You Laugh

Nov 18, 2005 22:17

  • When you left, i lost a part of me. is that so hard to believe, come back baby please. cuz we belong together. I only think of you as breaking my heart, im trying to keep it together but i'm falling apart. I'm feeling all out of my element.
  • Please please forgive me. but i wont be home again. barely concious you'll say to no one, isnt something missing. you wont cry for my absence. you forgot me long ago. am i so insignifcant. isnt something missing. isnt someone missing me. you wont try for me, not now.

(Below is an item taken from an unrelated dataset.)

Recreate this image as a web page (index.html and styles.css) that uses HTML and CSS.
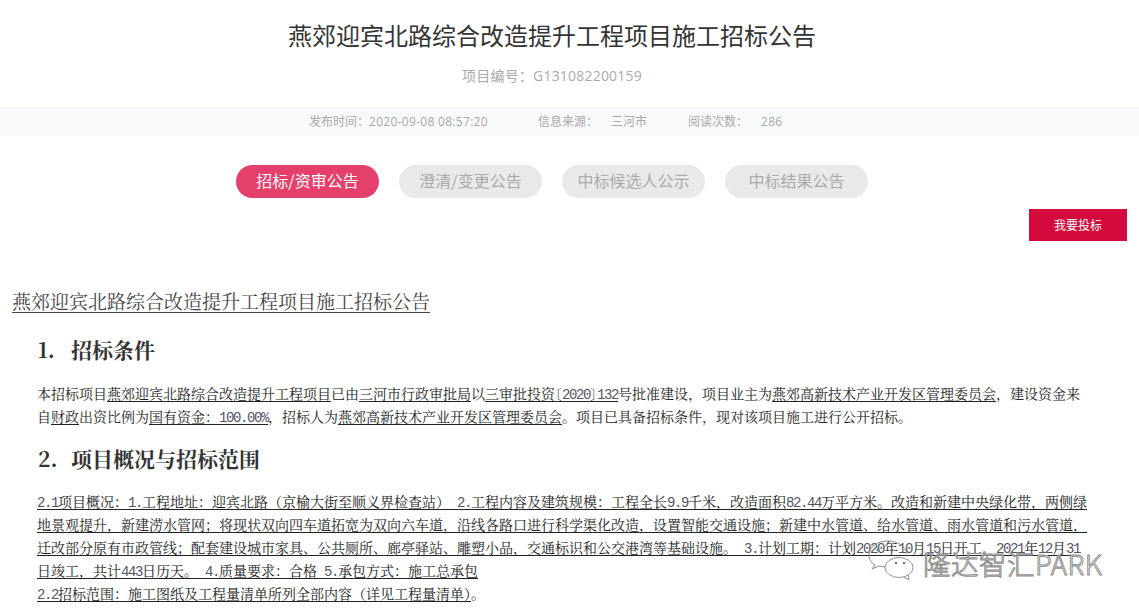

so i went to polo today. and i got an application for swimwear etc. and i am soooooooo pumped. i want this job so bad. im pretty 100% sure i wont get hired though. because im too young and dont have experience. so yeah. ugh i want to work there SO bad. oh well. but yeah. i will try anyways. today at school...well i just realized something. there are so many people that you just walk by and dont really see. you know. its so wierd. and then there are those people that are just like i will notice you, i do know you and i will not be friendly to you and just walk by. kind of annoying. but i shouldnt talk. because i do that too. its just like you dont know if they remember who you are. so its all awkward. and its like ugh. i cant stand it.  i dont like awkwardness. the good awkward makes me smile though. lol. its wierd ill just be walking down the hall and see someone and it'll remind me of something and i'll just start to smile. im cool like that u know? lmao. ...the bad awkwardness makes me want to disapear. i am so grateful to my friends who get me through the day...lol. i think i can be quite difficult sometimes. but thats just my opinion. so i heard a good joke today. okay well i TOLD a good joke today... why did the chicken cross the road? britney spears- because its not an egg, not yet a chicken.